California

Frontier Official Apologies For Service Outages

Two months after taking over landline phone, television and broadband operations from Verizon, an official from Frontier Communications is apologizing for service outages that have left many customers angry and disappointed.

Two weeks ago, company officials had a tense impromptu meeting with angry Frontier customers. Now, it is making promises to restore service and win back confidence even as complaints continue rolling in.

"We absolutely owe the customers who were affected an apology," said Melinda White, Frontier's area president of the west region, which includes California. "I sincerely apologize for this disruption."

White said the company “did not know there would be software gaps at this level.”

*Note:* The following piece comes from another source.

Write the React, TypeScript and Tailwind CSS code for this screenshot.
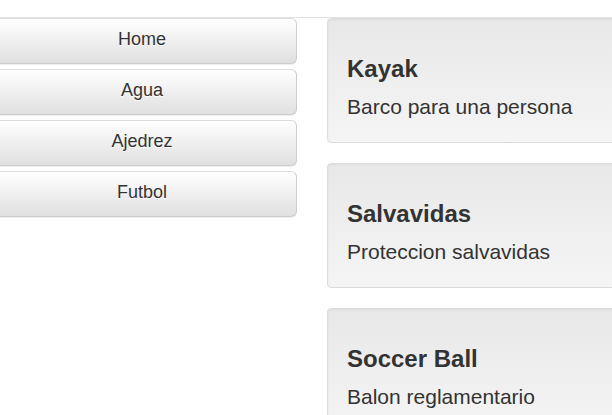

In the last eight weeks, the I-Team has received dozens of complaints about Frontier from people like Lynda Randall.

"It's very frustrating," Randall said.

Unable to use her phone even in an emergency, Randall said Frontier's customer service hasn't been able to help.

"There were many days that I was in tears talking to these people, because you just couldn't get through to them," Randall said.

White acknowledged communication issues further exacerbated customer dissatisfaction.

“The frustration is then magnified by the fact that they reach out to us and they are not able to get a satisfactory answer,” White said.

More people have complained about Frontier Communications to NBC4's Consumer Investigative Center than any other company.

Frontier customers have written in things like, "This compromises my home security monitoring," "They have no idea how to resolve," "I am furious with this company."

White said she and other company executives know they face an uphill battle when it comes to customer happiness.

"It's certainly not the way we were intending to enter the market," White said. "We understand that we have a lot in front of us to regain confidence."

She would not specify how many customer accounts were impacted, but said it involved hundreds of Southern California cities.

"We don't give statewide numbers," White said.

She said Frontier's software issues have been fixed, and promises to have service to all affected customers restored within the next seven days. The company will settle all refunds and credits with affected customers by the end of June, she said.

"We will be issuing credits for their time out of service as soon as we get them back on the system," White said.

The company also plans to hire 4,000 employees in California, many of them call service workers, and have them in place by the end of July.